The Local Take: All Eyes on Georgia with Maynard Eaton

This is the last Saturday before the January 5th Georgia Senate Run-off elections. I reached out to Maynard Eaton, an Emmy award-winning local journalist, a journalism professor, and the current National Director of Communications for the Southern Christian Leadership Conference (SCLC) to speak about what voting in a run-off election means. 

Eaton shares that his family has relocated to Indianapolis, where his wife picked up work during the Pandemic. Like most of us, he's zooming, working remotely, and being careful of COVID-19. 

 

I ask about Georgia's swing back blue in the presidential election. Eaton's take is summed up in two words Stacey Abrams. He speaks about Fair Fight Georgia's grassroots efforts throughout the state to educate, inform, and register voters. Eaton shares that the enthusiasm found in this culturally diverse coalition (African-Americans, Asians, Latino, and young voters) seems to have lasted through the early voting period. He speaks about citizens learning a hard lesson about what happens when everyone doesn't vote. Eaton correlates the pain of the citizenry to the expanded participation in the elections. He also speaks about the changing demographics in Georgia and how that is beginning to show in local and statewide elections.  Tuesday, January 5, 2021, is Runoff Election Day. For more information on voting, go to mvp.sos.ga.gov.

 

The New York Times highlights the Black Voters Matter group in a recent magazine feature. That not only speaks about the history of voter suppression in our state but also how the "run-off" came to become law. 

 The Georgia state law adopting the run-off model was the brainchild of Denmark Groover Jr., a Democratic state representative and avowed segregationist who blamed "Negro bloc voting" for his 1958 election defeat.

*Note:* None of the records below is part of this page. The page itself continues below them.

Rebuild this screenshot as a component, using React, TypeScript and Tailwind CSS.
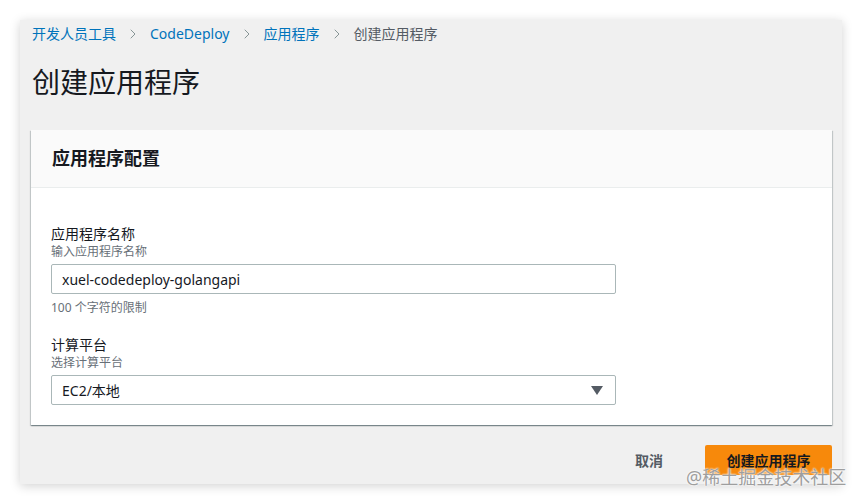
import { ChevronRight } from 'lucide-react';

const font = { fontFamily: '"Noto Sans", "Noto Sans CJK SC", sans-serif' };

function Crumbs() {
  const items = ['开发人员工具', 'CodeDeploy', '应用程序'];
  return (
    <nav className="flex items-center h-5 text-[14px] leading-5">
      {items.map((it) => (
        <span key={it} className="flex items-center">
          <span className="text-[#0073bb]">{it}</span>
          <ChevronRight size={16} strokeWidth={1.5} className="mx-[9px] text-[#879596]" />
        </span>
      ))}
      <span className="text-[#545b64]">创建应用程序</span>
    </nav>
  );
}

function Field({ label, desc, children }: { label: string; desc: string; children: React.ReactNode }) {
  return (
    <div className="flex flex-col">
      <span className="text-[14px] leading-5 text-[#16191f]">{label}</span>
      <span className="text-[12px] leading-4 text-[#687078]">{desc}</span>
      <div className="mt-1">{children}</div>
    </div>
  );
}

export default function App() {
  return (
    <div className="relative w-[862px] h-[504px] bg-white p-5" style={font}>
      <div className="w-[822px] h-[464px] bg-[#f0f0f0] shadow-[0_2px_10px_rgba(0,0,0,0.18)] pl-[11px] pr-[10px] pt-1 flex flex-col">
        <div className="pl-[1px]">
          <Crumbs />
          <h1 className="mt-5 text-[28px] leading-9 font-normal text-[#16191f]">创建应用程序</h1>
        </div>

        <section className="mt-[30px] bg-white shadow-[0_1px_1px_0_rgba(0,28,36,0.3),1px_1px_1px_0_rgba(0,28,36,0.15),-1px_1px_1px_0_rgba(0,28,36,0.15)]">
          <header className="h-[58px] bg-[#fafafa] border-b border-[#eaeded] flex items-center px-[21px]">
            <h2 className="text-[18px] font-bold text-[#16191f]">应用程序配置</h2>
          </header>
          <div className="px-5 pt-[36px] pb-5 flex flex-col">
            <Field label="应用程序名称" desc="输入应用程序名称">
              <div className="w-[565px] h-[30px] border border-[#aab7b8] rounded-[2px] flex items-center px-[10px] text-[14px] text-[#16191f]">
                xuel-codedeploy-golangapi
              </div>
            </Field>
            <span className="mt-[6px] text-[12px] leading-4 text-[#687078]">100 个字符的限制</span>
            <div className="mt-[19px]">
              <Field label="计算平台" desc="选择计算平台">
                <div className="w-[565px] h-[30px] border border-[#aab7b8] rounded-[2px] flex items-center justify-between pl-[10px] pr-[12px] text-[14px] text-[#16191f]">
                  <span>EC2/本地</span>
                  <svg width="12" height="9" viewBox="0 0 12 9">
                    <path d="M0 0h12L6 9z" fill="#545b64" />
                  </svg>
                </div>
              </Field>
            </div>
          </div>
        </section>

        <div className="mt-5 flex items-center justify-end">
          <span className="text-[14px] font-bold text-[#545b64] mr-[42px]">取消</span>
          <div className="w-[127px] h-[30px] rounded-[2px] bg-[#f7890b] flex items-center justify-center text-[14px] font-bold text-[#16191f]">
            创建应用程序
          </div>
        </div>
      </div>

      <div className="absolute left-[686px] top-[465px] text-[18px] leading-6 text-[#9e9e9e] [text-shadow:0_0_2px_#fff,0_0_2px_#fff]">
        @稀土掘金技术社区
      </div>
    </div>
  );
}
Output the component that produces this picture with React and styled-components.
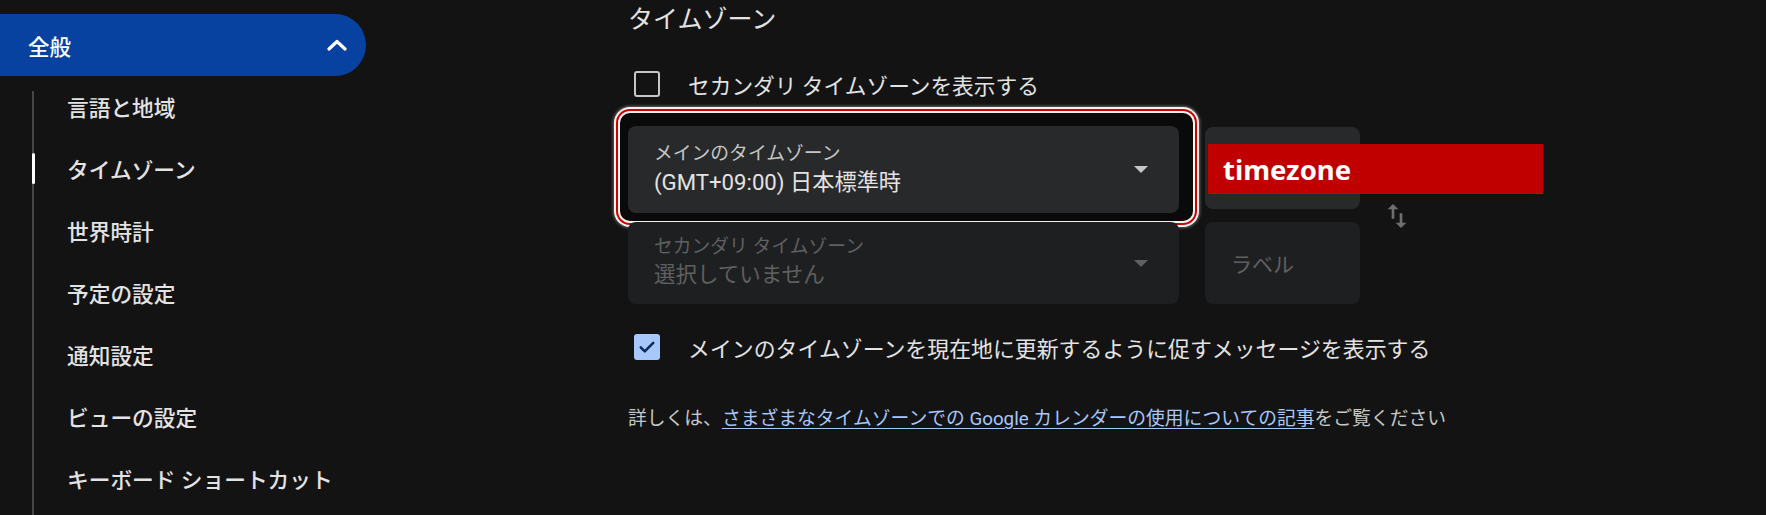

After returning to office four years later, he proposed legislation adopting the run-off model, which would limit the chances of candidates' splitting the votes of Georgia's white majority. One Georgia newspaper at the time described the law matter-of-factly as "a means of circumventing what is called the Negro bloc vote." 

 

I ask Eaton if he thinks the on-demand absentee ballot request available during the Pandemic, which is also credited with the increased turn-out, will remain as our state leaders are already speaking about changing the law. He speaks about citizens' need to remain engaged and express their wishes to their state legislators. 

 

Maynard Eaton - Emmy award-winning local journalist, journalism professor and current National Director of Communications for the Southern Christian Leadership Conference.

Eaton shares his voting story speaking about voting in 1964 while a student at Hampton University. 

 

Currently, Eatonhosts two TV shows, including the SCLC and Talk To Me, on the Atlanta Video Network.